Her cultivation of Kissinger is in line with her failure to understand the long-term ramifications of propping up friendly regimes who savage their people.  It fits with her lack of understanding that the non-state actors who bear the brunt of our violent foreign policy are the people who will one day wield power, and who thanks to technological advances have more abilities to act in asymmetrical conflicts against our public interest.  It fits with the culture of impunity in our national security sector which protects people who torture, disappear, murder, and violate the safety and security of our fellow human beings.
Clinton, her defenders rightly say, is unlikely to start a “shooting war” with Russia or China, or to launch nukes at someone who tweets rudely about the size of her hands.  But like her grand mentor, she is likely to fan the flames of the “small wars” that define life for many of our fellow global citizens, and to plant the seeds for another generation’s horrific conflicts.  I for one am less worried about a shooting war than the way in which these “small wars” have managed to transform the global economy, instil fear in democracies, and bring people around the world to their knees.

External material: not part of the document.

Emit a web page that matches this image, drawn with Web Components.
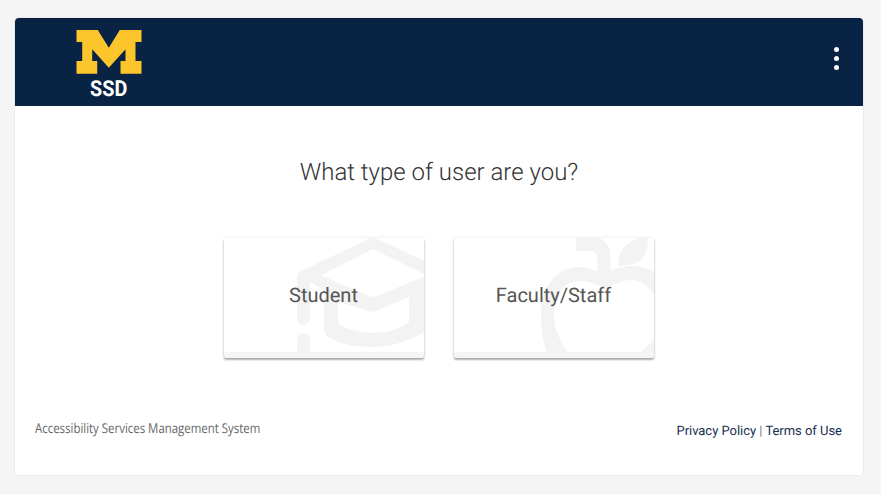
<!DOCTYPE html>
<html>
<head>
<meta charset="utf-8">
<title>SSD</title>
<style>
  html, body { margin: 0; padding: 0; background: #f5f5f5; }
  body { font-family: Roboto, sans-serif; text-rendering: geometricPrecision; }
</style>
</head>
<body>
<ssd-page>
  <ssd-header></ssd-header>
  <ssd-chooser title-text="What type of user are you?">
    <user-tile label="Student" icon="cap"></user-tile>
    <user-tile label="Faculty/Staff" icon="apple"></user-tile>
  </ssd-chooser>
  <ssd-footer></ssd-footer>
</ssd-page>

<script>
class SsdPage extends HTMLElement {
    constructor() {
        super();
        this.attachShadow({ mode: 'open' });
    }
    connectedCallback() {
        this.shadowRoot.innerHTML = `
            <style>
                :host { display: block; padding: 18px 18px 19px 15px; }
                .card {
                    display: flex;
                    flex-direction: column;
                    height: 457px;
                    background: #fff;
                    border-radius: 4px;
                    box-shadow: 0 0 0 1px #ececec;
                    overflow: hidden;
                }
            </style>
            <div class="card"><slot></slot></div>
        `;
    }
}

class SsdHeader extends HTMLElement {
    constructor() {
        super();
        this.attachShadow({ mode: 'open' });
    }
    connectedCallback() {
        this.shadowRoot.innerHTML = `
            <style>
                :host {
                    display: flex;
                    justify-content: space-between;
                    height: 88px;
                    background: #092344;
                    color: #fff;
                }
                .logo {
                    display: flex;
                    flex-direction: column;
                    align-items: center;
                    width: 66px;
                    margin: 12px 0 0 60.5px;
                }
                svg { display: block; }
                .ssd {
                    font: 700 22px/22px Roboto, sans-serif;
                    margin-top: 4.5px;
                    transform: scaleX(.9);
                }
                .menu {
                    display: flex;
                    flex-direction: column;
                    gap: 4.3px;
                    margin: 28.800px 24px 0 0;
                }
                .menu i { display: block; width: 5px; height: 5px; border-radius: 50%; background: #fff; }
            </style>
            <div class="logo">
                <svg width="66" height="44" viewBox="75.5 30 66 44">
                    <path fill="#fdc52c" d="M76 30H97.300L108.300 47.700L119.300 30H141V42H135V61H141V73.700H120V61H125V49.300L108.300 67.700L91.700 49.300V61H96.700V73.700H76V61H81.700V42H76Z"/>
                </svg>
                <div class="ssd">SSD</div>
            </div>
            <div class="menu"><i></i><i></i><i></i></div>
        `;
    }
}

class SsdChooser extends HTMLElement {
    constructor() {
        super();
        this.attachShadow({ mode: 'open' });
    }
    connectedCallback() {
        this.shadowRoot.innerHTML = `
            <style>
                :host { display: block; padding-top: 52px; }
                h1 {
                    margin: 0 0 52px;
                    font: 300 24px/28px Roboto, sans-serif;
                    color: #333;
                    text-align: center;
                }
                .tiles { display: flex; justify-content: center; gap: 30px; }
            </style>
            <h1>${this.getAttribute('title-text')}</h1>
            <div class="tiles"><slot></slot></div>
        `;
    }
}

const ICONS = {
    cap: `<g fill="#f3f3f3">
            <path fill-rule="evenodd" d="M149-1L205 25V91Q176 109 149 109Q124 109 107 101Q100 97 100 91V52L86 44V80.500A6.500 6.500 0 0 1 73 80.500V40Q73 36 77 33ZM149 11L97 37.500L149 59.500L203 37.500ZM114 64V83Q114 86 118 88Q132 95 149 95Q170 95 185 84V59L149 74Z"/>
            <path d="M73 101.500A6.500 6.500 0 0 1 86 101.500V125H73Z"/>
          </g>`,
    apple: `<g fill="#f3f3f3">
            <path fill-rule="evenodd" d="M122-2H140C150 0 156.500 8 156.500 18V32C166 29 172 28 178 28C205 28 226 50 226 78C226 100 210 125 205 125H96C90 108 87 95 87 76C87 48 104 29 124 29C131 29 138 31 143.500 33.500V20C143.500 15 140 13 136 13H122ZM125 43C110 43 100 57 100 76C100 92 107 105 116 118H182C195 108 208 95 208 82C208 60 192 42 178 42C168 42 160 46 151 51C143 46 134 43 125 43Z"/>
            <path d="M164 28C164 10 176 0 194-1C194 14 192 28 164 28Z"/>
          </g>`
};

class UserTile extends HTMLElement {
    constructor() {
        super();
        this.attachShadow({ mode: 'open' });
    }
    connectedCallback() {
        const icon = ICONS[this.getAttribute('icon')];
        this.shadowRoot.innerHTML = `
            <style>
                :host {
                    display: flex;
                    position: relative;
                    box-sizing: border-box;
                    width: 200px;
                    height: 120px;
                    align-items: center;
                    justify-content: center;
                    overflow: hidden;
                    background: #fff;
                    border-bottom: 6px solid #f5f5f5;
                    border-radius: 2px;
                    box-shadow: 0 2px 2px rgba(0,0,0,.3), 0 0 3px rgba(0,0,0,.12);
                }
                svg { position: absolute; left: 0; top: 0; }
                span {
                    position: relative;
                    margin-right: 1px;
                    font: 400 20px/24px Roboto, sans-serif;
                    color: #555;
                }
            </style>
            <svg width="200" height="114" viewBox="0 0 200 114">${icon}</svg>
            <span>${this.getAttribute('label')}</span>
        `;
    }
}

class SsdFooter extends HTMLElement {
    constructor() {
        super();
        this.attachShadow({ mode: 'open' });
    }
    connectedCallback() {
        this.shadowRoot.innerHTML = `
            <style>
                :host {
                    display: flex;
                    justify-content: space-between;
                    padding: 62px 21px 0 20px;
                }
                .name {
                    font: 13.5px/16px "Open Sans", sans-serif;
                    color: #666;
                    white-space: nowrap;
                    width: 225px;
                    transform: scaleX(.847);
                    transform-origin: left;
                }
                .links { font: 13px/16px Roboto, sans-serif; color: #152f50; margin-top: 4px; letter-spacing: -.03px; }
                .links b { font-weight: 400; color: #777; }
            </style>
            <div class="name">Accessibility Services Management System</div>
            <div class="links">Privacy Policy <b>|</b> Terms of Use</div>
        `;
    }
}

customElements.define('ssd-page', SsdPage);
customElements.define('ssd-header', SsdHeader);
customElements.define('ssd-chooser', SsdChooser);
customElements.define('user-tile', UserTile);
customElements.define('ssd-footer', SsdFooter);
</script>
</body>
</html>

Clinton’s decision to go cap in hand to a putrid war criminal in his dotage is astonishing.
And the fact that Clinton and some of her supporters can’t understand why it is wrong demonstrates the deep empathy problem that defines many of our country’s foreign policy ills, as they did in Kissinger’s time.  We know and care far less about the world than the world knows about us.  This impairs our ability to understand just how devastating some of our actions are.  It encourages people like Clinton to reach for blunt instruments.  It allows her to focus on a horizon defined by a fatally short horizon.  And it permits her to focus on actions that are more about our egos than about doing good.

Doing good, the faux realists tell us, is weak and naive.  But their hubris has blinded them to the lesson, imparted again and again by events if we would but read them carefully, that the easy, violent answers are seldom based on the world as it is.